US, EU, and NATO Take Steps to Unite Against China

US and EU agree to hold a formal dialogue on Beijing, and the head of NATO said the alliance will work with 'like-minded' countries in Asia

The US and its European allies continue to take steps to unite against China. From NATO headquarters in Brussels on Wednesday, Secretary of State Antony Blinken call for trans-Atlantic unity and accused Beijing of “actively working to undercut the rules of the international system and the values we and our allies share.”

Blinken met with Josep Borrell, the EU’s foreign policy chief, and announced that the US and EU are launching a formal dialogue on China. “We share an assessment of China’s role as a partner, as a competitor, and a systemic rival,” Borrell said. “We equally agreed — and this is maybe most important — to support the fullest possible involvement of the United States in the European Union defense initiative and to enhance our dialogue on these issues.”

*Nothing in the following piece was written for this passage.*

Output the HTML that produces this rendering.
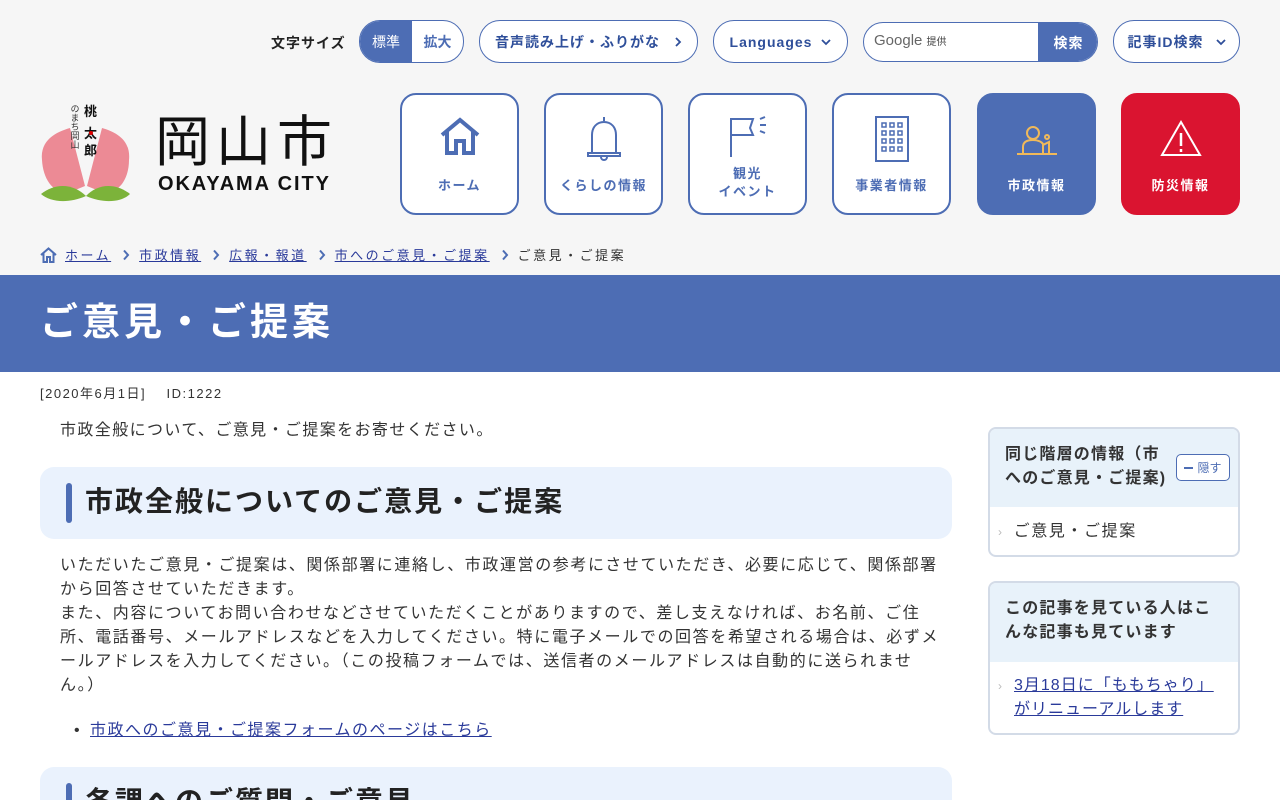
<!DOCTYPE html>
<html lang="ja"><head><meta charset="utf-8">
<style>
*{box-sizing:border-box;margin:0;padding:0}
html,body{width:1280px;height:800px;overflow:hidden}
body{background:#fff;font-family:"Liberation Sans","Noto Sans CJK JP",sans-serif;color:#333;position:relative}
.hdr{position:absolute;left:0;top:0;width:1280px;height:275px;background:#f6f6f6}
.abs{position:absolute}
.pill{position:absolute;height:42px;border:1px solid #4d6db4;border-radius:21px;background:#fff;color:#2f4f9a;font-weight:bold;font-size:14px;display:flex;align-items:center;justify-content:center;letter-spacing:1px}
.nav{position:absolute;top:93px;width:119px;height:122px;border:2px solid #4d6db4;border-radius:16px;background:#fff;color:#4d6db4;font-size:13px;font-weight:bold;text-align:center;letter-spacing:1.5px}
.nav svg{position:absolute;left:50%;transform:translateX(-50%);top:20px}
.nav .t{position:absolute;left:0;right:0;top:84px;line-height:18px}
.bc{position:absolute;top:245px;left:40px;font-size:13px;letter-spacing:2.5px;color:#333;display:flex;align-items:center}
.bc a{color:#2a3a9a;text-decoration:underline}
.bc .s{margin:0 9px 0 11px;display:inline-block}
a{color:#2a3a9a}
.p{font-size:16px;letter-spacing:1.6px;line-height:24px}
.h2{position:absolute;left:40px;width:912px;background:#eaf2fd;border-radius:14px}
.h2 .bar{position:absolute;left:26px;width:6px;border-radius:3px;background:#4d6db4}
.side{position:absolute;left:988px;width:252px;border:2px solid #d3dbe7;border-radius:8px;overflow:hidden;background:#fff}
.side .hd{background:#e8f2fa;padding:14px 15px;font-weight:bold;font-size:16px;line-height:24px;letter-spacing:1.2px;color:#333}
</style></head><body>
<div class="hdr"></div>
<div class="abs" style="left:271px;top:33px;font-size:14px;font-weight:bold;letter-spacing:1px;color:#222">文字サイズ</div>
<div class="abs" style="left:359px;top:20px;width:105px;height:43px;border:1px solid #4d6db4;border-radius:21px;overflow:hidden;background:#fff;display:flex;font-size:14px">
<div style="width:52px;background:#4d6db4;color:#fff;display:flex;align-items:center;justify-content:center">標準</div>
<div style="flex:1;color:#4d6db4;display:flex;align-items:center;justify-content:center;font-weight:bold">拡大</div></div>
<div class="pill" style="left:479px;top:20px;width:219px;height:43px">音声読み上げ・ふりがな<svg width="8" height="10" viewBox="0 0 8 10" style="margin-left:14px" fill="none" stroke="#2f4f9a" stroke-width="1.8"><path d="M2 1 L6 5 L2 9"/></svg></div>
<div class="pill" style="left:713px;top:20px;width:135px;height:43px">Languages<svg width="10" height="8" viewBox="0 0 10 8" style="margin-left:9px" fill="none" stroke="#2f4f9a" stroke-width="1.8"><path d="M1 2 L5 6 L9 2"/></svg></div>
<div class="abs" style="left:863px;top:22px;width:235px;height:40px;border:1px solid #4d6db4;border-radius:20px;overflow:hidden;background:#fff">
<span class="abs" style="left:10px;top:9px;font-size:15px;color:#666">Google <span style="font-size:10px;color:#444">提供</span></span>
<div class="abs" style="left:174px;top:0;width:61px;height:40px;background:#4d6db4;color:#fff;font-weight:bold;font-size:14px;display:flex;align-items:center;justify-content:center;letter-spacing:1px">検索</div></div>
<div class="pill" style="left:1113px;top:20px;width:127px;height:43px">記事ID検索<svg width="10" height="8" viewBox="0 0 10 8" style="margin-left:12px" fill="none" stroke="#2f4f9a" stroke-width="1.8"><path d="M1 2 L5 6 L9 2"/></svg></div>

<svg class="abs" style="left:38px;top:100px" width="100" height="105" viewBox="0 0 100 105">
<path d="M4 60 C2 40 18 32 32 28 L47 86 L30 93 C14 93 5 78 4 60Z" fill="#ec8a95"/>
<path d="M91 60 C93 40 78 32 64 28 L49 86 L66 93 C82 93 91 78 91 60Z" fill="#ec8a95"/>
<path d="M3 94 C18 82 36 84 48 96 C30 104 12 102 3 94Z" fill="#7cb33a"/>
<path d="M92 94 C77 82 59 84 48 96 C66 104 84 102 92 94Z" fill="#7cb33a"/>
<text x="46" y="16" font-size="13" font-weight="bold" fill="#111" font-family="Noto Sans CJK JP">桃</text>
<text x="46" y="38" font-size="13" font-weight="bold" fill="#111" font-family="Noto Sans CJK JP">太</text>
<text x="46" y="55" font-size="13" font-weight="bold" fill="#111" font-family="Noto Sans CJK JP">郎</text>
<circle cx="53" cy="33" r="2" fill="#d00"/>
<text font-size="9" fill="#333" font-family="Noto Sans CJK JP" writing-mode="tb" x="37" y="4">のまち岡山</text>
</svg>
<div class="abs" style="left:155px;top:104px;font-size:55px;line-height:66px;letter-spacing:6px;color:#111;font-family:'Noto Sans CJK JP',sans-serif;font-weight:400">岡山市</div>
<div class="abs" style="left:158px;top:173px;font-size:20px;font-weight:bold;letter-spacing:1.9px;color:#111">OKAYAMA CITY</div>

<div class="nav" style="left:400px"><svg width="44" height="44" viewBox="0 0 44 44" fill="none" stroke="#4d6db4" stroke-width="4"><path d="M4 20 L22 5 L40 20"/><path d="M9 16 V38 H18 V26 H26 V38 H35 V16"/></svg><div class="t" style="top:82px">ホーム</div></div>
<div class="nav" style="left:544px"><svg width="44" height="50" viewBox="0 0 44 50" fill="none" stroke="#4d6db4" stroke-width="2"><path d="M22 2 V6 M10 38 V20 C10 12 15 7 22 7 C29 7 34 12 34 20 V38 M6 38 H38 V41 H6Z M19 42 C19 46 25 46 25 42"/></svg><div class="t" style="top:82px">くらしの情報</div></div>
<div class="nav" style="left:688px"><svg width="50" height="46" viewBox="0 0 50 46" fill="none" stroke="#4d6db4" stroke-width="2"><path d="M8 42 V4 H30 L27 13 L30 20 H8"/><path d="M37 4 L42 2 M37 10 H43 M37 16 L42 18"/></svg><div class="t" style="top:70px">観光<br>イベント</div></div>
<div class="nav" style="left:832px"><svg width="36" height="50" viewBox="0 0 36 50" fill="none" stroke="#4d6db4" stroke-width="2"><rect x="2" y="2" width="32" height="44"/><g stroke-width="1.5"><rect x="8" y="8" width="4" height="4"/><rect x="16" y="8" width="4" height="4"/><rect x="24" y="8" width="4" height="4"/><rect x="8" y="16" width="4" height="4"/><rect x="16" y="16" width="4" height="4"/><rect x="24" y="16" width="4" height="4"/><rect x="8" y="24" width="4" height="4"/><rect x="16" y="24" width="4" height="4"/><rect x="24" y="24" width="4" height="4"/><rect x="8" y="32" width="4" height="4"/><rect x="16" y="32" width="4" height="4"/><rect x="24" y="32" width="4" height="4"/></g></svg><div class="t" style="top:82px">事業者情報</div></div>
<div class="nav" style="left:977px;background:#4d6db4;color:#fff;border-color:#4d6db4"><svg width="44" height="40" viewBox="0 0 44 40" fill="none" stroke="#f0b95a" stroke-width="2" style="top:28px"><circle cx="18" cy="10" r="6"/><path d="M8 30 V24 C8 19 12 17 18 17 C23 17 27 19 28 21 M28 30 V22 L34 19 V30 M2 31 H42"/><circle cx="32" cy="14" r="2"/></svg><div class="t" style="top:82px">市政情報</div></div>
<div class="nav" style="left:1121px;background:#da1430;color:#fff;border-color:#da1430"><svg width="44" height="40" viewBox="0 0 44 40" fill="none" stroke="#fff" stroke-width="2" style="top:24px"><path d="M22 3 L41 36 H3Z"/><path d="M22 14 V27 M22 30 V33" stroke-width="2.5"/></svg><div class="t" style="top:82px">防災情報</div></div>

<div class="bc"><svg width="17" height="16" viewBox="0 0 17 16" fill="none" stroke="#4d6db4" stroke-width="2" style="margin-right:8px"><path d="M1 8 L8.5 1.5 L16 8 M3.5 6 V15 H7 V10 H10 V15 H13.5 V6"/></svg><a>ホーム</a><svg class="s" width="8" height="12" viewBox="0 0 8 12" fill="none" stroke="#4d6db4" stroke-width="2"><path d="M2 1.5 L6 6 L2 10.5"/></svg><a>市政情報</a><svg class="s" width="8" height="12" viewBox="0 0 8 12" fill="none" stroke="#4d6db4" stroke-width="2"><path d="M2 1.5 L6 6 L2 10.5"/></svg><a>広報・報道</a><svg class="s" width="8" height="12" viewBox="0 0 8 12" fill="none" stroke="#4d6db4" stroke-width="2"><path d="M2 1.5 L6 6 L2 10.5"/></svg><a>市へのご意見・ご提案</a><svg class="s" width="8" height="12" viewBox="0 0 8 12" fill="none" stroke="#4d6db4" stroke-width="2"><path d="M2 1.5 L6 6 L2 10.5"/></svg>ご意見・ご提案</div>

<div class="abs" style="left:0;top:275px;width:1280px;height:97px;background:#4d6db4"></div>
<div class="abs" style="left:40px;top:296px;font-size:38px;line-height:54px;font-weight:bold;color:#fff;letter-spacing:4px">ご意見・ご提案</div>

<div class="abs" style="left:40px;top:383px;font-size:13px;letter-spacing:1.5px;color:#333;white-space:pre">[2020年6月1日]    ID:1222</div>
<div class="abs p" style="left:60px;top:419px;letter-spacing:1.4px">市政全般について、ご意見・ご提案をお寄せください。</div>

<div class="h2" style="top:467px;height:72px"><div class="bar" style="top:16px;height:40px"></div><div class="abs" style="left:45px;top:15px;font-size:28px;line-height:40px;font-weight:bold;letter-spacing:2px;color:#222">市政全般についてのご意見・ご提案</div></div>

<div class="abs p" style="left:60px;top:554px;width:882px">いただいたご意見・ご提案は、関係部署に連絡し、市政運営の参考にさせていただき、必要に応じて、関係部署から回答させていただきます。<br>また、内容についてお問い合わせなどさせていただくことがありますので、差し支えなければ、お名前、ご住所、電話番号、メールアドレスなどを入力してください。特に電子メールでの回答を希望される場合は、必ずメールアドレスを入力してください。（この投稿フォームでは、送信者のメールアドレスは自動的に送られません。）</div>
<div class="abs p" style="left:74px;top:719px;letter-spacing:1.5px">•&nbsp;&nbsp;<a style="text-decoration:underline;margin-left:-3px">市政へのご意見・ご提案フォームのページはこちら</a></div>

<div class="h2" style="top:767px;height:72px"><div class="bar" style="top:16px;height:40px"></div><div class="abs" style="left:45px;top:15px;font-size:28px;line-height:40px;font-weight:bold;letter-spacing:2px;color:#222">各課へのご質問・ご意見</div></div>

<div class="side" style="top:427px;height:130px"><div class="hd" style="height:78px;padding-right:70px">同じ階層の情報（市へのご意見・ご提案)</div>
<div class="abs" style="left:186px;top:25px;width:54px;height:27px;border:1px solid #4d6db4;border-radius:5px;background:#fff;font-size:12px;color:#4d6db4;display:flex;align-items:center;justify-content:center"><span style="display:inline-block;width:9px;height:2px;background:#4d6db4;margin-right:4px"></span>隠す</div>
<div class="p" style="padding:13px 0 0 8px;font-size:16px"><span style="color:#bbb;font-size:12px;margin-right:10px">›</span>ご意見・ご提案</div></div>

<div class="side" style="top:581px;height:154px"><div class="hd" style="height:79px">この記事を見ている人はこんな記事も見ています</div>
<div style="padding:12px 10px 0 24px;position:relative;font-size:16px;line-height:24px;letter-spacing:1px"><span style="position:absolute;left:8px;top:12px;color:#bbb;font-size:12px">›</span><a style="text-decoration:underline">3月18日に「ももちゃり」がリニューアルします</a></div></div>
</body></html>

Earlier in the day, NATO Secretary-General Jens Stoltenberg met with Blinken and said the alliance plans to build partnerships with Japan, South Korea, Australia, New Zealand, and other countries in Asia to counter China. “To strengthen partnerships with like-minded democracies is a way also to protect the rules-based international order. And of course, this is all about the consequences of the rise of China, and on many of the issues in Nato 2030,” Stoltenberg said, referring to a report released by NATO last year that called for more focus on Beijing.

Blinken also spoke of the informal alliance known as the Quad that is made up of the US, Japan, Australia, and India. This grouping is seen as a possible foundation for a NATO-style alliance in Asia. “President Biden recently hosted the Quad’s first-ever leader-level summit,” Blinken said. President Biden held the summit earlier this month, picking up on efforts by the Trump administration to increase cooperation between the four countries.

Blinken’s meetings in Brussels came after the US, EU, UK, and Canada coordinated on sanctions against Chinese officials over alleged human rights abuses in Xinjiang. The Western blitz was a major escalation of tensions with Beijing and followed a testy in-person meeting between US and Chinese officials in Alaska. Blinken opened the Alaska talks, which were held last Thursday and Friday, by accusing China of threatening the “rules-based order.”